Des mesures sociales qui deviennent une priorité
Du côté de la dépense, l’accent devrait être mis sur le volet social. Dans cette perspective, les secteurs de l’éducation et de la santé semblent être mis en avant et devraient être à l’origine de la création de 46% des postes dans la fonction publique. Et qui dit créations de postes, dit augmentation du pouvoir d’achat et donc augmentation de la consommation, ce qui serait très positif pour la maîtrise du déficit budgétaire et la stabilisation de l’endettement.
En 2020, l’impact de l’environnement extérieur peu favorable sur le déficit commercial devrait être endigué. Il est prévu que la hausse des importations soit contenue par une demande intérieure moins dynamique et des prix du pétrole assez bas. Avec le déclin de l’activité touristique, l’excédent des services serait réduit.
« L’évolution négative de la conjoncture en Espagne et en France, d’où provient l’essentiel des envois de fonds d’expatriés, devrait se répercuter sur l’excédent du compte des transferts. Les flux entrants du compte financier, principalement par le canal des IDE, devraient permettre de financer le déficit courant. Les réserves de change, qui couvrent plus de cinq mois d’importations, offrent des marges de manœuvre en cas de choc extérieur. Celles-ci n’ont pas décliné depuis l’élargissement de la bande flottante du dirham marocain en janvier 2018 (de ± 0,3 % à ± 2,5 %). La flexibilisation progressive du dirham pourrait se poursuivre. La ligne de précaution et de liquidité de 3 milliards USD conclue avec le FMI en décembre 2018 (pour deux ans) atténue également le risque extérieur », selon les analystes de Coface.
Le gouvernement El Othmani II face au défi social
Le départ du PPS de la majorité et l’annonce par le roi Mohammed VI d’un remaniement ministériel en faveur d’un cabinet resserré autour du Premier ministre Saâdeddine El Othmani, ne devraient pas empêcher le gouvernement de se concentrer sur le défi social afin de réduire les crispations autour de la question des disparités sociales et régionales. Coface dénonce un manque d’opportunités d’emplois, notamment chez les jeunes populations, une vulnérabilité des populations rurales face au changement climatique, des scandales de corruption et des restrictions de libertés fondamentales, qui ne vont pas arranger les frustrations du peuple marocain. Après les diverses manifestations en tout genre tout au long de l’année 2019, il est prévu qu’un réel progrès du niveau de vie soit ressenti dans tout le royaume.

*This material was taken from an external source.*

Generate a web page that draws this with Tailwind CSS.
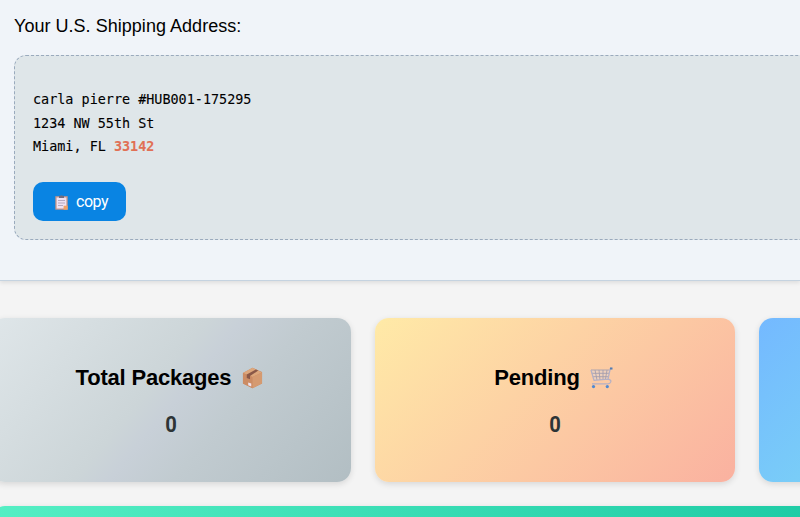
<!DOCTYPE html>
<html lang="en">
<head>
<meta charset="utf-8">
<title>Dashboard</title>
<script src="https://cdn.jsdelivr.net/npm/@tailwindcss/browser@4"></script>
</head>
<body class="h-[517px] w-[800px] overflow-hidden bg-[#f4f4f4] font-['Liberation_Sans',sans-serif] text-black">
<section class="h-[281px] w-[800px] overflow-hidden border-b border-[#c5d3e0] bg-[#f0f4f9] pl-3.5 pt-3.5 shadow-[0_2px_4px_rgba(0,0,0,0.09)]">
  <h2 class="h-[41px] text-[18px] leading-6 tracking-[0.03px]">Your U.S. Shipping Address:</h2>
  <div class="h-[185px] w-[820px] rounded-[12px] border border-dashed border-[#9aaabd] bg-[#dfe6e9] pl-[18px] pt-8">
    <address class="font-['DejaVu_Sans_Mono',monospace] text-[13.45px] leading-[23.5px] not-italic [-webkit-text-stroke:0.1px]">carla pierre #HUB001-175295<br>1234 NW 55th St<br>Miami, FL <strong class="text-[#e17055]">33142</strong></address>
    <button class="mt-[23px] flex h-[39px] w-[93px] items-center rounded-[10px] bg-[#0984e3] pl-[22px] pt-[2px] [font-family:Roboto,sans-serif] text-[16px] tracking-[-0.5px] text-white">
      <svg class="mr-[8px] h-[15px] w-[13px] shrink-0" viewBox="0 0 13 15">
        <path d="M.3 1.2h12.4V14.7H.3z" fill="#ca9586"/>
        <path d="M1.6 2.5h9.8v8.2l-2.8 2.8h-7z" fill="#eee2f3"/>
        <path d="M12.7 10.7H8.6v4h4.1z" fill="#f0a268"/>
        <path d="M4 .8h1.3Q6.5-.5 7.7.8H9v2.1H4z" fill="#716d80"/>
        <path d="M3 5.5h7M3 8h7M3 10.5h5" stroke="#a79bb4" stroke-width=".8"/>
      </svg>
      <span>copy</span>
    </button>
  </div>
</section>
<main class="-ml-[9px] grid h-[236px] w-[809px] grid-cols-[360px_360px_360px] gap-x-6 gap-y-6 overflow-hidden pt-9">
  <article class="mt-px h-[164px] rounded-[14px] bg-[linear-gradient(130deg,#dfe6e9_0%,#ccd5d8_44%,#c8d0d8_51%,#c1cbd0_64%,#b2bec3_100%)] pt-[46px] text-center shadow-[0_2px_6px_rgba(0,0,0,0.12)]">
    <h3 class="-ml-[3px] flex items-center justify-center text-[22px] leading-[28px] font-bold tracking-[-0.2px]">Total Packages
      <svg class="ml-[11px] h-[22px] w-[21px]" viewBox="0 0 22 22" preserveAspectRatio="none">
        <path d="M1 6 11 .8 21 5v11.5L11 21.3 1 16.6z" fill="#c98760"/>
        <path d="m1 6 10-5.2L21 5.5 11 10z" fill="#dda77c"/>
        <path d="m1 6 10 4v11.3L1 16.6z" fill="#cc8c64"/>
        <path d="M11 10 21 5.5v11l-10 4.8z" fill="#d59a70"/>
        <path d="m5 7.6 9.5-5.2L17 3.6 8.4 9v3.2L5 11z" fill="#8a5847"/>
        <path d="m6.5 15.4 3.2 1.2v2.9l-3.2-1.3z" fill="#eee3ee"/>
      </svg>
    </h3>
    <p class="mt-[18px] origin-center scale-x-90 [font-family:Roboto,sans-serif] text-[22.4px] leading-[28px] font-bold text-[#2d3436]">0</p>
  </article>
  <article class="mt-px h-[164px] rounded-[14px] bg-[linear-gradient(135deg,#ffeaa7,#fab1a0)] pt-[46px] text-center shadow-[0_2px_6px_rgba(0,0,0,0.12)]">
    <h3 class="-ml-[3px] flex items-center justify-center text-[22px] leading-[28px] font-bold tracking-[-0.2px]">Pending
      <svg class="ml-[10px] h-[22px] w-[23px]" viewBox="0 0 23 22" fill="none">
        <path d="m1 3 3 10.3 14-1.2L20 3z" fill="#ddd6dc" fill-opacity=".45"/>
        <path d="M1 3h18.5M1.8 6.3H19M2.8 9.7h15.5M5 3l2 10M9 3l1 10M13 3v9.7M17 3l-1.5 9" stroke="#a59eae" stroke-width=".9"/>
        <path d="M1 3 4 13.4l14-1.3L20.3 1.5H22M18 12.1q3.5.8 2.8 2.8-.7 2-3 2H2" stroke="#b5b0c4" stroke-width="1.3" stroke-linejoin="round"/>
        <path d="M20 1.5h2.5" stroke="#547db2" stroke-width="2"/>
        <circle cx="3.5" cy="19.6" r="1.6" fill="#4f89d2"/>
        <circle cx="17.3" cy="19.6" r="1.6" fill="#4f89d2"/>
      </svg>
    </h3>
    <p class="mt-[18px] origin-center scale-x-90 [font-family:Roboto,sans-serif] text-[22.4px] leading-[28px] font-bold text-[#2d3436]">0</p>
  </article>
  <article class="mt-px h-[164px] rounded-[14px] bg-[linear-gradient(135deg,#74b9ff,#81ecec)] shadow-[0_2px_6px_rgba(0,0,0,0.12)]"></article>
  <article class="col-span-3 h-[164px] rounded-[14px] bg-[linear-gradient(135deg,#55efc4,#00b894)] shadow-[0_2px_6px_rgba(0,0,0,0.12)]"></article>
</main>
</body>
</html>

En outre, il est attendu que le nouveau gouvernement poursuive également ses efforts dans le milieu des affaires. Le développement des cadres réglementaires pour les entreprises ou encore la simplification des procédures administratives ont permis au pays de progresser de sept rangs supplémentaires dans le classement Doing Business 2020, qui place ainsi le Maroc à la 53e place sur 190 pays classés. En revanche, les longs délais de paiement, notamment du secteur public, restent une contrainte majeure de l’environnement opérationnel.
Par ailleurs, sur sa grille d’évaluation, Coface attribue l’échelon A4 au Maroc. Cette évaluation est constante depuis 2013 et peut se traduire de la façon suivante selon la vision de l’assureur-crédit : « Les perspectives économiques et financières peuvent être marquées par quelques fragilités. Le contexte politique peut connaître des tensions. L’environnement des affaires peut présenter des lacunes significatives. La probabilité moyenne de défaut des entreprises se situe à un niveau convenable. Les bilans des entreprises ne sont pas toujours disponibles ou fiables. Le recouvrement des créances n’est pas toujours efficace et les institutions présentent des lacunes. L’accès au marché domestique est parfois contraint. L’environnement des affaires est convenable mais susceptible de poser des difficultés ». Une chose apparait de façon très claire selon cette évaluation : par rapport à ses voisins, le Maroc est le pays du Maghreb qui semble comporter le moins de risques en termes de crédit et serait donc le plus attrayant pour les entreprises.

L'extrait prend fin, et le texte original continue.